Email opt-outs result from a variety of factors, not the least of which is recipient disengagement. When readers don’t connect with you, your brand, and/or your content, they are much more likely to unsubscribe from emails due to a lack of engagement. With these tips for preventing opt-outs, your firm can build a solid subscriber list for your legal newsletters and general marketing emails.
Tip #1: Gather better quality recipients from the get-go
A quality email list full of engaged recipients starts from step one: gathering email addresses from people who are genuinely interested in your brand in the first place. Of course, the number of recipients on your email list matters, but it’s always better to have a smaller list of recipients who open your emails, read your legal newsletters, and respond to calls to action (by contacting your firm, participating in marketing surveys, sharing blog content, providing referrals, etc.) than a much larger list of low-quality leads.
Ensure that you’re building a quality list from the get-go by reaching out to the right people, including:
- Website visitors
- Past clients
- Connections from networking events and in-person marketing events
Tip #2: Pay attention to formatting
If poor formatting makes reading or navigating your legal newsletters difficult on desktop, phone, or tablet, most readers won’t hesitate to opt-out of receiving them.
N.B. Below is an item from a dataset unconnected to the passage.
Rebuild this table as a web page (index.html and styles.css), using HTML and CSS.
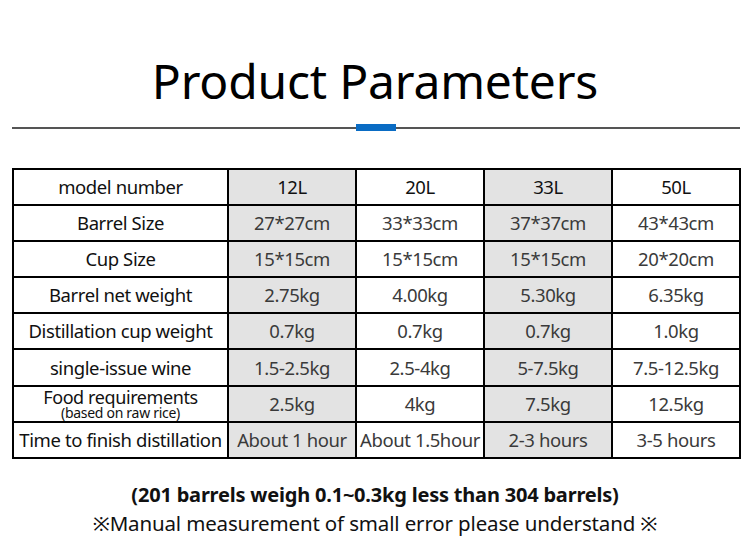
FILE: index.html
```html
<!DOCTYPE html>
<html>
<head>
<meta charset="utf-8">
<link rel="stylesheet" href="styles.css">
</head>
<body>
<div class="page">
  <h1 class="title">Product Parameters</h1>
  <div class="divider"><span class="accent"></span></div>
  <table class="params">
    <colgroup>
      <col class="c-label"><col class="c-val"><col class="c-val"><col class="c-val"><col class="c-val">
    </colgroup>
    <tr class="head"><td class="label">model number</td><td class="g">12L</td><td>20L</td><td class="g">33L</td><td>50L</td></tr>
    <tr><td class="label">Barrel Size</td><td class="g">27*27cm</td><td>33*33cm</td><td class="g">37*37cm</td><td>43*43cm</td></tr>
    <tr><td class="label">Cup Size</td><td class="g">15*15cm</td><td>15*15cm</td><td class="g">15*15cm</td><td>20*20cm</td></tr>
    <tr><td class="label">Barrel net weight</td><td class="g">2.75kg</td><td>4.00kg</td><td class="g">5.30kg</td><td>6.35kg</td></tr>
    <tr><td class="label">Distillation cup weight</td><td class="g">0.7kg</td><td>0.7kg</td><td class="g">0.7kg</td><td>1.0kg</td></tr>
    <tr><td class="label">single-issue wine</td><td class="g">1.5-2.5kg</td><td>2.5-4kg</td><td class="g">5-7.5kg</td><td>7.5-12.5kg</td></tr>
    <tr><td class="label two"><span class="l1">Food requirements</span><span class="l2">(based on raw rice)</span></td><td class="g">2.5kg</td><td>4kg</td><td class="g">7.5kg</td><td>12.5kg</td></tr>
    <tr><td class="label">Time to finish distillation</td><td class="g">About 1 hour</td><td>About 1.5hour</td><td class="g">2-3 hours</td><td>3-5 hours</td></tr>
  </table>
  <p class="note-bold">(201 barrels weigh 0.1~0.3kg less than 304 barrels)</p>
  <p class="note">※Manual measurement of small error please understand ※</p>
</div>
</body>
</html>
```
FILE: styles.css
```css
html, body {
  margin: 0;
  padding: 0;
  background: #ffffff;
}
.page {
  width: 750px;
  height: 548px;
  font-family: "Noto Sans", "Open Sans", sans-serif;
  color: #111;
  overflow: hidden;
}
.title {
  margin: 0;
  padding-top: 52px;
  height: 58px;
  line-height: 58px;
  text-align: center;
  font-weight: 400;
  font-size: 48px;
  letter-spacing: -0.2px;
  color: #000;
}
.divider {
  margin: 17px 10px 0 12px;
  height: 2px;
  background: #555;
  position: relative;
}
.accent {
  position: absolute;
  left: 344px;
  top: -3px;
  width: 40px;
  height: 7px;
  background: #0a6cc4;
}
.params {
  margin: 39px 0 0 12px;
  width: 728px;
  border-collapse: collapse;
  table-layout: fixed;
  border: 2px solid #000;
}
.c-label { width: 215px; }
.c-val { width: 128px; }
.params td {
  border: 2px solid #000;
  height: 34.1px;
  padding: 0;
  text-align: center;
  vertical-align: middle;
  font-size: 18.5px;
  letter-spacing: -0.4px;
  color: #3a3a3a;
  white-space: nowrap;
  line-height: 22px;
}
.params td.label {
  color: #111;
}
.params tr.head td {
  color: #111;
}
.params td.g {
  background: #e3e3e3;
}
.params td.two {
  line-height: 16px;
}
.l1 {
  display: block;
  font-size: 18px;
  line-height: 18px;
}
.l2 {
  display: block;
  font-size: 14px;
  line-height: 14px;
  letter-spacing: -0.3px;
}
.note-bold {
  margin: 22px 0 0;
  text-align: center;
  font-size: 20px;
  font-weight: 700;
  letter-spacing: -0.2px;
  line-height: 28px;
  color: #111;
}
.note {
  margin: 0;
  text-align: center;
  font-size: 20.5px;
  line-height: 28px;
  letter-spacing: -0.15px;
  color: #111;
}
```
Quality check by sending test emails to ensure that links work, images are properly sized, and the overall design looks pleasant and cohesive.
Tip #3: Don’t just sell
Strike a balance between pitching and simply providing free advice and information in order to deliver valuable emails. For example, a bankruptcy firm could include a newsletter article describing 10 ways to stop accruing debt, and then follow that information with a gentle call to action: “Bankruptcy may be the best solution to address your debt. Find out your options by calling our knowledgeable attorneys at 1-888-888-8888 now.”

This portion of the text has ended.